Riggs-Tompkins Building

Modeled after the Riggs National Bank, this branch also played a key role in early radio broadcasting in DC.

Erected in 1922, this block-long, temple-inspired structure was designed as one of the first branches of the Riggs National Bank, which foreshadowed the nationwide expansion of the banking industry following deregulatory measures passed in 1927. The new bank became the largest and most important commercial building in the developing Columbia Heights, along with the Tivoli Theatre across the street.

The Riggs-Tompkins Building was designed by George Nicholas Ray, a prominent DC architect of the period, and constructed by Charles Hook Tompkins, a prolific local builder and an innovative engineer. As the earliest banks in the branch system, the building and its contemporary, the Riggs Dupont Circle Branch Bank, were modeled after the earlier Riggs National Bank headquarters.

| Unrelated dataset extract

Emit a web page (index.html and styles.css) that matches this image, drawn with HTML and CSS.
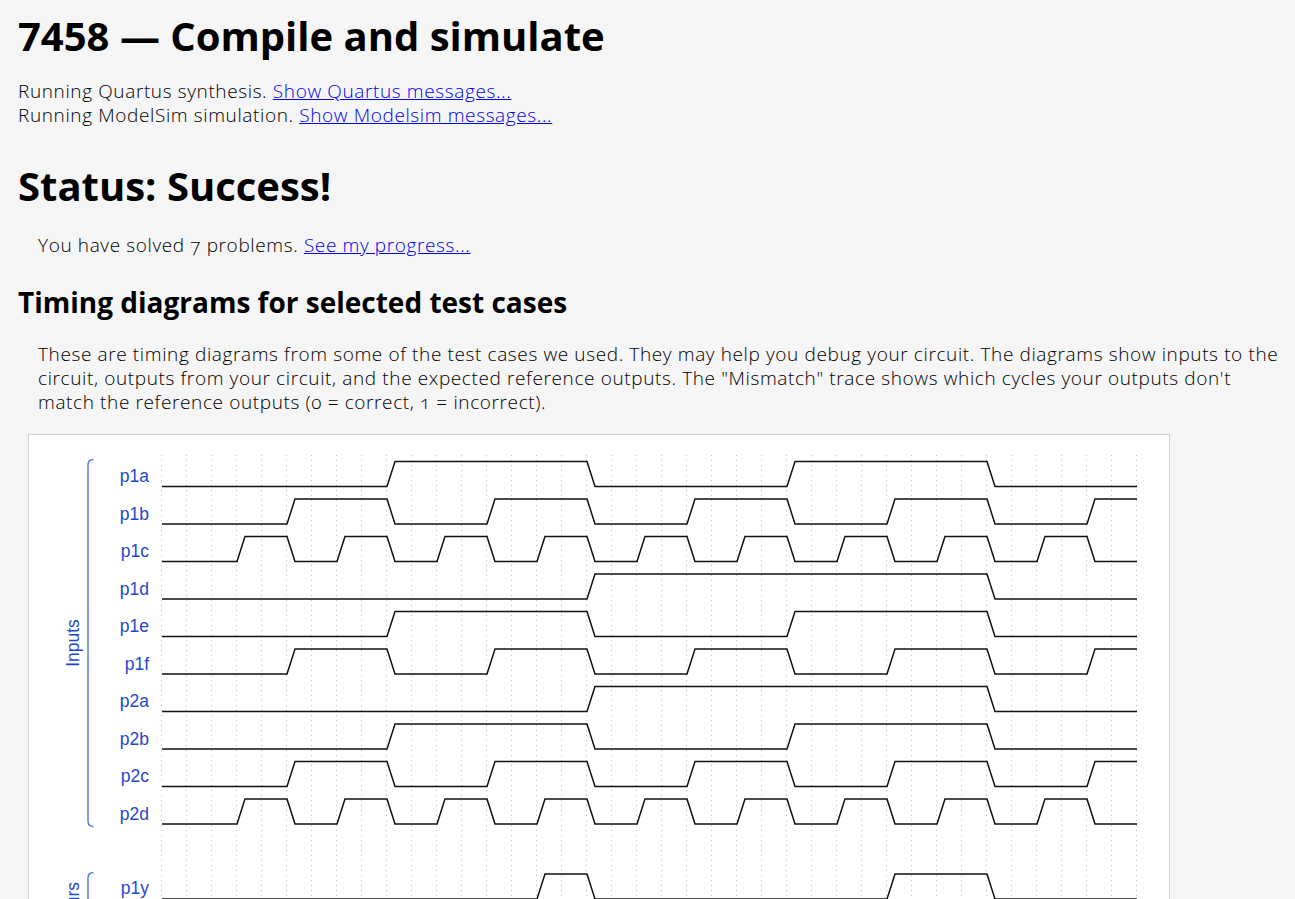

The favorable site and elevation of the Riggs-Tompkins Building also provided the location for an important technological development in the emerging field of mass communications: radio broadcasting. The studio and transmitters of the Radio Corporation of America’s Station WRC, the city’s oldest continuously operating radio station, began broadcasting during the summer of 1923. As “the Voice of the Capitol,” WRC was DC’s second commercial radio station and a pioneer in the field of radio and political journalism.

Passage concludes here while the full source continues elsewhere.